高隈山で出会った若者たち(その1)

 登山をしていると,多くの人と出会い,交流する機会があります。大自然の中で体を動かし,頂上での美しい景色を眺める達成感は特別なもので,心に深く刻まれる時間です。さらに,出会いを通じて他者の人生に触れることで,自分自身や夫婦としての生き方を見つめ直すきっかけにもなります。

福岡の登山青年

 2年前,御岳直下のテレビ塔側登山口の駐車場から山道を歩き,妻岳から平岳を経由して横岳で休憩していたときのことです。福岡から来た若い登山者と出会いました。彼は高隈連山を御岳から小箆柄岳大箆柄岳へ縦走し,一度下山してから刀剣山に登り,さらに白山横岳平岳と進んでいるところでした。そして残る妻岳と御岳も一日で踏破しようとしていたのです。その挑戦は,まるで「グレートトラバース3」の田中陽希さんの「高隈山系の登山」を思い出させるもので,彼の速いペースに驚きました。

青年の悩み 

 会話の中で,彼の人となりや家庭事情についても触れました。最近離婚したばかりだという彼は,「登山するときは必ず事前に相談していたのに,何が不満だったのか分からない」と語り,自分なりに離婚に至った原因を振り返っていました。その話題をきっかけに,単なる登山談義にとどまらず,人生観や結婚観を語り合う時間になったのです。

 結婚生活や家庭の状況は,年代や経験,時間の経過とともに変化していきます。
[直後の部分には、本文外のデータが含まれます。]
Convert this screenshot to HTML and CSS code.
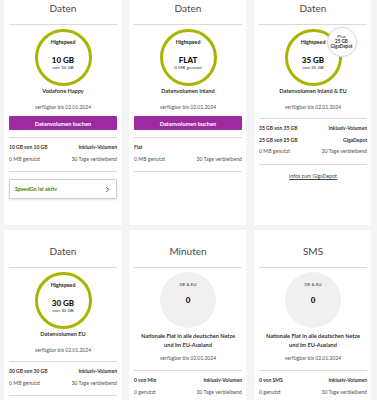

子育てや仕事,生活環境の変化により,当初共有していた趣味や価値観がずれていくことも珍しくありません。彼は「仕事で疲れて安らぎを求めていたのに,妻は気づいてくれなかった」とも語ってくれました。そこには,お互いが抱えていた言葉にできない期待や思い込みがあったのかもしれません。

結婚観 

 「プロの登山家や冒険家のように何年も家に帰らない人には,お互いの生き方や結婚観も異なるのだろうね」と私が言うと,彼は「もっと夫婦で一緒に楽しめれば良かった」と返してきました。彼の妻も若い頃は一緒に山を登っていたそうで,「理解してくれていると思っていた」とのことでした。しかし,結婚生活は子どもが生まれたり,仕事との関係で状況が大きく変わったりすることも多いものです。その都度お互いの考え方を出し合うべきだったのかもしれません。 

定年後の楽しみ

 最後に,夫婦の人生のステージによって楽しみ方が異なることについて話しました。「私たちのように子育てや介護を終え,残りの健康な10年ほどの時間を夫婦で旅行や登山に楽しむ考え方は,若い人たちとは違うかもしれないね」と言い,人生の後半における趣味や楽しみを共有する大切さを語りました。

 登山をしていると,いろいろな方と出会いがあります。大自然の中だからこそ心に響くものがあります。何気ない会話から得られるふとした気づきや学びは,人生を深く考えさせてくれる,かけがえのない時間であると感じます。